Chris Potter Underground Orchestra
Imaginary Cities
Chris Potter : ts, ss, bc et orchestre.
Label / Distribution : ECM
Le mariage des cordes et du jazz n’a pas toujours été heureux : Parker, Tyner, d’autres s’y sont cassé les dents, le plus souvent floués par des producteurs pour qui guimauve, romance soporifique tenaient lieu d’idées.
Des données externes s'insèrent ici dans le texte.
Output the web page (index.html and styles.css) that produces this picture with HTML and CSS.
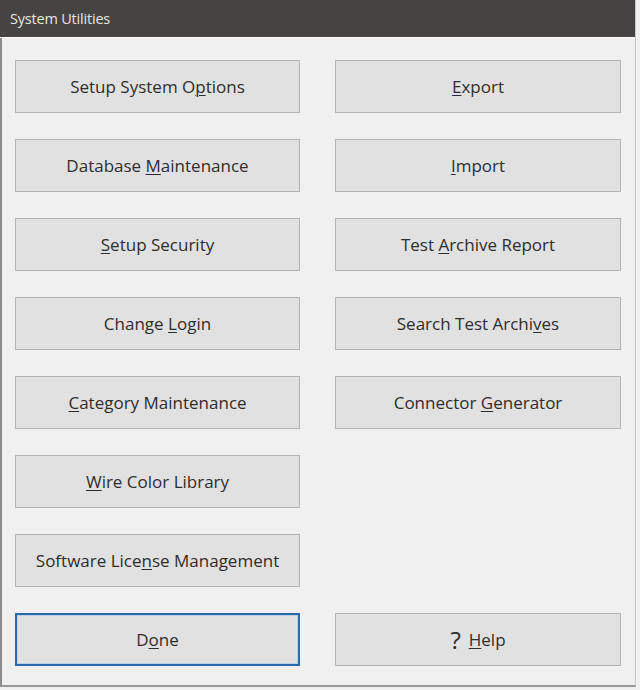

Rien de tel avec Chris Potter.
Songeusement introduite par un « Lament » qui plante un paysage mythologique puis y met feu, sa somptueuse suite Imaginary Cities ressemble à un concerto dont le protagoniste changerait d’être au fil des tempi : ténor profond, guitare idéaliste, ténor impétueux, marimba hutchersonnien virevoltant, piano noir comme la nuit des temps, soprano pensant par le roseau du hautbois, ténor taraudeur de silence passionnel, batterie ample opérant à l’instar d’un creuset où tout son trouve son sens, avec la contrebasse pour la cohésion d’ensemble.
Le ton est donné : Potter, compositeur lumineux, nous convie à une espèce de Graal où s’esquisse, en arrangements justes, en sons exquis, une réponse aux agressions du siècle. Les quatre mouvements (“Compassion”, “Dualities”, “Disintegration”, “Rebuilding”) cherchent, dans un lyrisme d’une émotion irrésistible, d’une vraie grâce collective, une voie de concorde et de consolation capable de bâtir pas à pas la déclaration d’amour qu’attend une autre humanité possible (une qui abandonnerait ses vieux oripeaux de certitudes méta-humaines jamais revisitées, peut-être).
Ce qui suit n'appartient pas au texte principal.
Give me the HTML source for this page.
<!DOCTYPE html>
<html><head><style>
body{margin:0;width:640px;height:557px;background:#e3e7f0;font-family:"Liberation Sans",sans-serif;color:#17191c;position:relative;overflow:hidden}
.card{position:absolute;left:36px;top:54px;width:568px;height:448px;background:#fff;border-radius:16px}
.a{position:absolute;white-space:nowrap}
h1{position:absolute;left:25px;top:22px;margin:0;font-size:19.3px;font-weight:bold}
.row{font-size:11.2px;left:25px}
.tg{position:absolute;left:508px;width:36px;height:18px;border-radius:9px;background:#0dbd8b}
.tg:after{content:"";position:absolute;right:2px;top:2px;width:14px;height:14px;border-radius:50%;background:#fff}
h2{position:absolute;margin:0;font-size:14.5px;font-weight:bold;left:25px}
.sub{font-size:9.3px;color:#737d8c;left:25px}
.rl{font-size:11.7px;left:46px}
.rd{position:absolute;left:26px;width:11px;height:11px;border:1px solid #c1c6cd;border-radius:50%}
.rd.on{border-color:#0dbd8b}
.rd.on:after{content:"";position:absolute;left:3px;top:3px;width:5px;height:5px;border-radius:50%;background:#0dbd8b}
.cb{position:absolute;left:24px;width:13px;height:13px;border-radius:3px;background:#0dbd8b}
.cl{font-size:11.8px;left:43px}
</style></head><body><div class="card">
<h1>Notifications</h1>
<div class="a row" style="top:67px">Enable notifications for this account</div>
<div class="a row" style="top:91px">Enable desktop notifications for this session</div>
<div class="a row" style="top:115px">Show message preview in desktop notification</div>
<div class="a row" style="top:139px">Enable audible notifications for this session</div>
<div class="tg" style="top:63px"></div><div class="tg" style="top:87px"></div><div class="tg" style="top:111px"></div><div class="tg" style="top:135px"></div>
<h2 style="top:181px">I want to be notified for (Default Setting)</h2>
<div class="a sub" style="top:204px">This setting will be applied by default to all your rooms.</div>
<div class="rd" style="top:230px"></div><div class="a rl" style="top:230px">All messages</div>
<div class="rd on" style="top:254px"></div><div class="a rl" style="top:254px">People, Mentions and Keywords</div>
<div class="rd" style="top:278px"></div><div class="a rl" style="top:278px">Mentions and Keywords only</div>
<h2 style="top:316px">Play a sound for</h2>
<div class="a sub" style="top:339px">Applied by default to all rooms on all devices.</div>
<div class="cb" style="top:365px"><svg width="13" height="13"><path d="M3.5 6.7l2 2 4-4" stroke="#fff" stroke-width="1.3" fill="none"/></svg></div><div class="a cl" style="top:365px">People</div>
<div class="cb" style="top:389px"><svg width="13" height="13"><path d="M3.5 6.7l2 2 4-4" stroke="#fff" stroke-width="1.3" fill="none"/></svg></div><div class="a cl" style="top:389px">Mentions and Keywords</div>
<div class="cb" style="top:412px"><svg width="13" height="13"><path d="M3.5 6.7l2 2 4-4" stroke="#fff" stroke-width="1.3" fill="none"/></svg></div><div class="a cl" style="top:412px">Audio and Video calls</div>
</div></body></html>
Les trois pièces suivantes (“Firefly”, “Shadow Self”, “Sky”) se présentent comme autant de codas : le concerto se poursuit dans l’être de la basse électrique houleuse, du ténor acrobate à climax free, du vibraphone photophore, du quatuor à cordes utilisé comme hydre soliste, du piano satorique, du ténor (toujours lui) “gan-échoué” et croulant sous l’or et l’huile de libations orantes (merci aux sources du Gange, Aphrodite en procède)…
À cet univers qui convoque autant l’Afrique (par un déhanché endécaphonique ensorcelant), que la vieille Europe de Shostakovitch ou Martinu, un messiaenisme de fin du temps, les hymnes ancestraux cinglés par leurs orages, d’obsédantes tourneries en base 10, l’Inde carnatique roulée dans la couverture de survie du blues, prêtons l’oreille, donnons parole : il est urgent de l’écouter, d’en saluer les voies, le souffle qu’il ouvre majestueusement en nous.
Divin !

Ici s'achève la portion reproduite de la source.